What the task asks: Return all of the data exactly as written, without the pictures.

+---+

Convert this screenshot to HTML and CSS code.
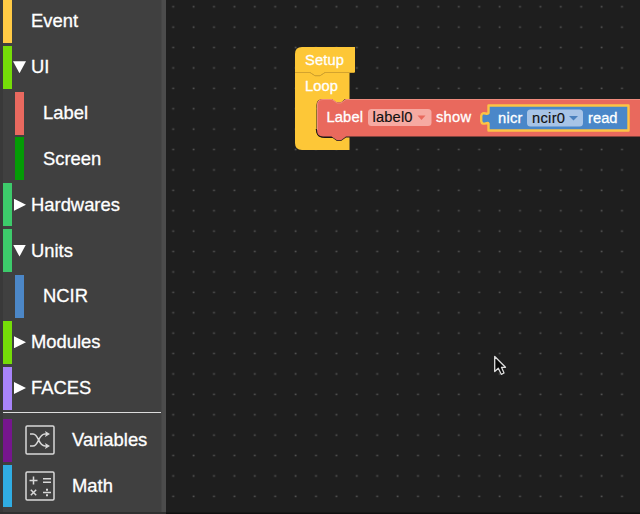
FILE: index.html
```
<!DOCTYPE html>
<html lang="en">
<head>
<meta charset="utf-8">
<title>Block editor</title>
<link rel="stylesheet" href="styles.css">
</head>
<body>
<div class="app">
  <nav class="toolbox">
    <div class="row event"><i class="bar"></i><span class="arrow"></span><span>Event</span></div>
    <div class="row lime"><i class="bar"></i><span class="arrow open"></span><span>UI</span></div>
    <div class="row child label"><i class="bar"></i><span>Label</span></div>
    <div class="row child screen"><i class="bar"></i><span>Screen</span></div>
    <div class="row green"><i class="bar"></i><span class="arrow closed"></span><span>Hardwares</span></div>
    <div class="row green"><i class="bar"></i><span class="arrow open"></span><span>Units</span></div>
    <div class="row child ncir"><i class="bar"></i><span>NCIR</span></div>
    <div class="row lime"><i class="bar"></i><span class="arrow closed"></span><span>Modules</span></div>
    <div class="row faces"><i class="bar"></i><span class="arrow closed"></span><span>FACES</span></div>
    <div class="separator"></div>
    <div class="row iconrow variables"><i class="bar"></i>
      <svg class="icon" width="30" height="30" viewBox="0 0 30 30"><rect x="1" y="1" width="28" height="28" rx="1.2"/><path d="M5 9h3c6 0 5 12 12 12h3M5 21h3c6 0 5-12 12-12h3"/><path class="solid" d="M20 6l5 3-5 3 1-3zM20 18l5 3-5 3 1-3z"/></svg>
      <span>Variables</span></div>
    <div class="row iconrow math"><i class="bar"></i>
      <svg class="icon" width="30" height="30" viewBox="0 0 30 30"><rect x="1" y="1" width="28" height="28" rx="1.2"/><path d="M4.5 9.5h8M8.500 5.500v8M18 7.800h8M18 11.300h8M5.800 18.800l5.400 5.400M11.200 18.800l-5.400 5.400M18 21.500h8"/><path class="solid" d="M21 17.800h2v2h-2zM21 23.300h2v2h-2z"/></svg>
      <span>Math</span></div>
  </nav>
  <main class="workspace">
    <svg class="canvas" width="474" height="514" viewBox="166 0 474 514">
      <defs>
        <pattern id="grid" x="162.900" y="-3.400" width="20.400" height="20.400" patternUnits="userSpaceOnUse"><rect class="dot" x="9.400" y="9.400" width="1.800" height="1.500"/></pattern>
      </defs>
      <rect class="ground" x="166" y="0" width="474" height="514"/>
      <rect x="168" y="0" width="472" height="510" fill="url(#grid)"/>
      <rect class="edge" x="166" y="512.500" width="474" height="1.500"/>
      <path class="yellow" d="M295 54Q295 47 302 47H355V72.500H325L320 75.800H315L310 72.500H295Z"/>
      <path class="yellow" d="M295 72.500H310L315 75.800H320L325 72.500H349.500V99H345L341 102.500H336L332 99H323Q316.500 99 316.500 105V131Q316.500 137.500 323 137.500H332L337 141H341L346 137.500H349.500V150H302Q295 150 295 143Z"/>
      <path class="seam" d="M295 72.500H310L315 75.800H320L325 72.500H354"/>
      <path class="shade" d="M316.700 129Q317 137 325 137H333"/>
      <path class="red" d="M323 99H332L337 102.500H341L346 99H640V136.500H346L341 140.300H337L331.500 136.500H323Q317 136.500 317 130V105Q317 99 323 99Z"/>
      <path class="light" d="M317.500 130V105Q317.500 99.500 323 99.500H332L337 103H341L346 99.500H640"/>
      <path class="blue" d="M488.500 105.500H628.500V130.500H488.500V123.500C487.500 121.500 482 126.500 481.200 121V116C482 110.500 487.500 115.500 488.500 113Z"/>
      <rect class="pink" x="368" y="109" width="63.500" height="17" rx="3.500"/>
      <path class="redmark" d="M417.500 115.500h8l-4 4.500z"/>
      <rect class="pale" x="527" y="109.500" width="56" height="17" rx="3.500"/>
      <path class="bluemark" d="M569 116h9l-4.500 4.500z"/>
      <g class="words">
        <text x="305" y="65.200" textLength="39">Setup</text>
        <text x="305" y="90.700" textLength="33">Loop</text>
        <text x="326.500" y="122.200" textLength="36.500">Label</text>
        <text class="ink" x="372.500" y="122.200" textLength="40">label0</text>
        <text x="436" y="122.200" textLength="35">show</text>
        <text x="498" y="123" textLength="24.500">nicr</text>
        <text class="ink" x="532" y="123" textLength="33">ncir0</text>
        <text x="588" y="123" textLength="29.500">read</text>
      </g>
      <path class="cursor" d="M494.700 356.500V371.500L498.300 368.300L501.300 374.300L504 373L501.500 367.300H505.500Z"/>
    </svg>
  </main>
</div>
</body>
</html>
```

FILE: styles.css
```
* { box-sizing: border-box; }
body { margin: 0; background: #1e1e1e; }
.app {
  display: flex;
  width: 640px;
  height: 514px;
  overflow: hidden;
  font-family: "Liberation Sans", Arial, sans-serif;
}
.toolbox {
  width: 166px;
  flex: none;
  padding-left: 3px;
  background: linear-gradient(90deg, #393939 3px, #404040 3px, #404040 161px, #4c4c4c 162px);
  border-bottom: 2px solid #303030;
  color: #fff;
  font-size: 18.4px;
  -webkit-text-stroke: 0.3px #fff;
}
.row {
  display: flex;
  align-items: center;
  height: 42.9px;
  margin-bottom: 2.95px;
}
.bar { width: 9px; height: 100%; flex: none; background: var(--color); }
.event { --color: #ffca45; }
.lime { --color: #75dc08; }
.green { --color: #3dca6b; }
.label { --color: #e9695f; }
.screen { --color: #049b05; }
.ncir { --color: #4c87c7; }
.faces { --color: #a884fa; }
.variables { --color: #76168e; }
.math { --color: #30ade3; }
.child { padding-left: 12px; }
.child span { margin-left: 19px; }
.arrow { width: 19px; height: 12px; flex: none; }
.arrow::before { content: ""; display: block; background: #fff; }
.open::before { width: 13px; height: 12px; margin-left: 1px; clip-path: polygon(0 0, 100% 0, 50% 100%); }
.closed::before { width: 12px; height: 12px; margin-left: 2px; clip-path: polygon(0 0, 100% 50%, 0 100%); }
.separator { height: 1px; width: 158px; margin: 2px 0 5.300px; background: #ddd; }
.icon { margin: 0 17px 0 13px; flex: none; fill: none; stroke: #d8d8d8; stroke-width: 1.5; }
.icon .solid { fill: #d8d8d8; stroke: none; }
.workspace { flex: 1; }
.canvas { display: block; }
.ground { fill: #1e1e1e; }
.dot { fill: #555; }
.edge { fill: #101010; }
.yellow { fill: #fdc737; }
.seam { fill: none; stroke: #d3a32e; stroke-width: 1; }
.shade { fill: none; stroke: #1b1714; stroke-width: 2; }
.red { fill: #e9695d; }
.light { fill: none; stroke: #f08b7d; stroke-width: 1; }
.blue { fill: #4a87c9; stroke: #fdc344; stroke-width: 2.4; stroke-linejoin: round; }
.pink { fill: #f6aaa2; }
.pale { fill: #a7c4e7; }
.redmark { fill: #e9695d; }
.bluemark { fill: #4a80bd; }
.words { fill: #fff; stroke: #fff; stroke-width: 0.3; font-size: 14.7px; }
.words .ink { fill: #111; stroke: #111; stroke-width: 0.15; }
.cursor { fill: #080808; stroke: #ddd; stroke-width: 1.3; stroke-linejoin: round; }
```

+---+

Final result:
Convert this screenshot to HTML and CSS code.
FILE: index.html
```
<!DOCTYPE html>
<html lang="en">
<head>
<meta charset="utf-8">
<title>Block editor</title>
<link rel="stylesheet" href="styles.css">
</head>
<body>
<div class="app">
  <nav class="toolbox">
    <div class="row event"><i class="bar"></i><span class="arrow"></span><span>Event</span></div>
    <div class="row lime"><i class="bar"></i><span class="arrow open"></span><span>UI</span></div>
    <div class="row child label"><i class="bar"></i><span>Label</span></div>
    <div class="row child screen"><i class="bar"></i><span>Screen</span></div>
    <div class="row green"><i class="bar"></i><span class="arrow closed"></span><span>Hardwares</span></div>
    <div class="row green"><i class="bar"></i><span class="arrow open"></span><span>Units</span></div>
    <div class="row child ncir"><i class="bar"></i><span>NCIR</span></div>
    <div class="row lime"><i class="bar"></i><span class="arrow closed"></span><span>Modules</span></div>
    <div class="row faces"><i class="bar"></i><span class="arrow closed"></span><span>FACES</span></div>
    <div class="separator"></div>
    <div class="row iconrow variables"><i class="bar"></i>
      <svg class="icon" width="30" height="30" viewBox="0 0 30 30"><rect x="1" y="1" width="28" height="28" rx="1.2"/><path d="M5 9h3c6 0 5 12 12 12h3M5 21h3c6 0 5-12 12-12h3"/><path class="solid" d="M20 6l5 3-5 3 1-3zM20 18l5 3-5 3 1-3z"/></svg>
      <span>Variables</span></div>
    <div class="row iconrow math"><i class="bar"></i>
      <svg class="icon" width="30" height="30" viewBox="0 0 30 30"><rect x="1" y="1" width="28" height="28" rx="1.2"/><path d="M4.5 9.5h8M8.500 5.500v8M18 7.800h8M18 11.300h8M5.800 18.800l5.400 5.400M11.200 18.800l-5.400 5.400M18 21.500h8"/><path class="solid" d="M21 17.800h2v2h-2zM21 23.300h2v2h-2z"/></svg>
      <span>Math</span></div>
  </nav>
  <main class="workspace">
    <svg class="canvas" width="474" height="514" viewBox="166 0 474 514">
      <defs>
        <pattern id="grid" x="162.900" y="-3.400" width="20.400" height="20.400" patternUnits="userSpaceOnUse"><rect class="dot" x="9.400" y="9.400" width="1.800" height="1.500"/></pattern>
      </defs>
      <rect class="ground" x="166" y="0" width="474" height="514"/>
      <rect x="168" y="0" width="472" height="510" fill="url(#grid)"/>
      <rect class="edge" x="166" y="512.500" width="474" height="1.500"/>
      <path class="yellow" d="M295 54Q295 47 302 47H355V72.500H325L320 75.800H315L310 72.500H295Z"/>
      <path class="yellow" d="M295 72.500H310L315 75.800H320L325 72.500H349.500V99H345L341 102.500H336L332 99H323Q316.500 99 316.500 105V131Q316.500 137.500 323 137.500H332L337 141H341L346 137.500H349.500V150H302Q295 150 295 143Z"/>
      <path class="seam" d="M295 72.500H310L315 75.800H320L325 72.500H354"/>
      <path class="shade" d="M316.700 129Q317 137 325 137H333"/>
      <path class="red" d="M323 99H332L337 102.500H341L346 99H640V136.500H346L341 140.300H337L331.500 136.500H323Q317 136.500 317 130V105Q317 99 323 99Z"/>
      <path class="light" d="M317.500 130V105Q317.500 99.500 323 99.500H332L337 103H341L346 99.500H640"/>
      <path class="blue" d="M488.500 105.500H628.500V130.500H488.500V123.500C487.500 121.500 482 126.500 481.200 121V116C482 110.500 487.500 115.500 488.500 113Z"/>
      <rect class="pink" x="368" y="109" width="63.500" height="17" rx="3.500"/>
      <path class="redmark" d="M417.500 115.500h8l-4 4.500z"/>
      <rect class="pale" x="527" y="109.500" width="56" height="17" rx="3.500"/>
      <path class="bluemark" d="M569 116h9l-4.500 4.500z"/>
      <g class="words">
        <text x="305" y="65.200" textLength="39">Setup</text>
        <text x="305" y="90.700" textLength="33">Loop</text>
        <text x="326.500" y="122.200" textLength="36.500">Label</text>
        <text class="ink" x="372.500" y="122.200" textLength="40">label0</text>
        <text x="436" y="122.200" textLength="35">show</text>
        <text x="498" y="123" textLength="24.500">nicr</text>
        <text class="ink" x="532" y="123" textLength="33">ncir0</text>
        <text x="588" y="123" textLength="29.500">read</text>
      </g>
      <path class="cursor" d="M494.700 356.500V371.500L498.300 368.300L501.300 374.300L504 373L501.500 367.300H505.500Z"/>
    </svg>
  </main>
</div>
</body>
</html>
```

FILE: styles.css
```
* { box-sizing: border-box; }
body { margin: 0; background: #1e1e1e; }
.app {
  display: flex;
  width: 640px;
  height: 514px;
  overflow: hidden;
  font-family: "Liberation Sans", Arial, sans-serif;
}
.toolbox {
  width: 166px;
  flex: none;
  padding-left: 3px;
  background: linear-gradient(90deg, #393939 3px, #404040 3px, #404040 161px, #4c4c4c 162px);
  border-bottom: 2px solid #303030;
  color: #fff;
  font-size: 18.4px;
  -webkit-text-stroke: 0.3px #fff;
}
.row {
  display: flex;
  align-items: center;
  height: 42.9px;
  margin-bottom: 2.95px;
}
.bar { width: 9px; height: 100%; flex: none; background: var(--color); }
.event { --color: #ffca45; }
.lime { --color: #75dc08; }
.green { --color: #3dca6b; }
.label { --color: #e9695f; }
.screen { --color: #049b05; }
.ncir { --color: #4c87c7; }
.faces { --color: #a884fa; }
.variables { --color: #76168e; }
.math { --color: #30ade3; }
.child { padding-left: 12px; }
.child span { margin-left: 19px; }
.arrow { width: 19px; height: 12px; flex: none; }
.arrow::before { content: ""; display: block; background: #fff; }
.open::before { width: 13px; height: 12px; margin-left: 1px; clip-path: polygon(0 0, 100% 0, 50% 100%); }
.closed::before { width: 12px; height: 12px; margin-left: 2px; clip-path: polygon(0 0, 100% 50%, 0 100%); }
.separator { height: 1px; width: 158px; margin: 2px 0 5.300px; background: #ddd; }
.icon { margin: 0 17px 0 13px; flex: none; fill: none; stroke: #d8d8d8; stroke-width: 1.5; }
.icon .solid { fill: #d8d8d8; stroke: none; }
.workspace { flex: 1; }
.canvas { display: block; }
.ground { fill: #1e1e1e; }
.dot { fill: #555; }
.edge { fill: #101010; }
.yellow { fill: #fdc737; }
.seam { fill: none; stroke: #d3a32e; stroke-width: 1; }
.shade { fill: none; stroke: #1b1714; stroke-width: 2; }
.red { fill: #e9695d; }
.light { fill: none; stroke: #f08b7d; stroke-width: 1; }
.blue { fill: #4a87c9; stroke: #fdc344; stroke-width: 2.4; stroke-linejoin: round; }
.pink { fill: #f6aaa2; }
.pale { fill: #a7c4e7; }
.redmark { fill: #e9695d; }
.bluemark { fill: #4a80bd; }
.words { fill: #fff; stroke: #fff; stroke-width: 0.3; font-size: 14.7px; }
.words .ink { fill: #111; stroke: #111; stroke-width: 0.15; }
.cursor { fill: #080808; stroke: #ddd; stroke-width: 1.3; stroke-linejoin: round; }
```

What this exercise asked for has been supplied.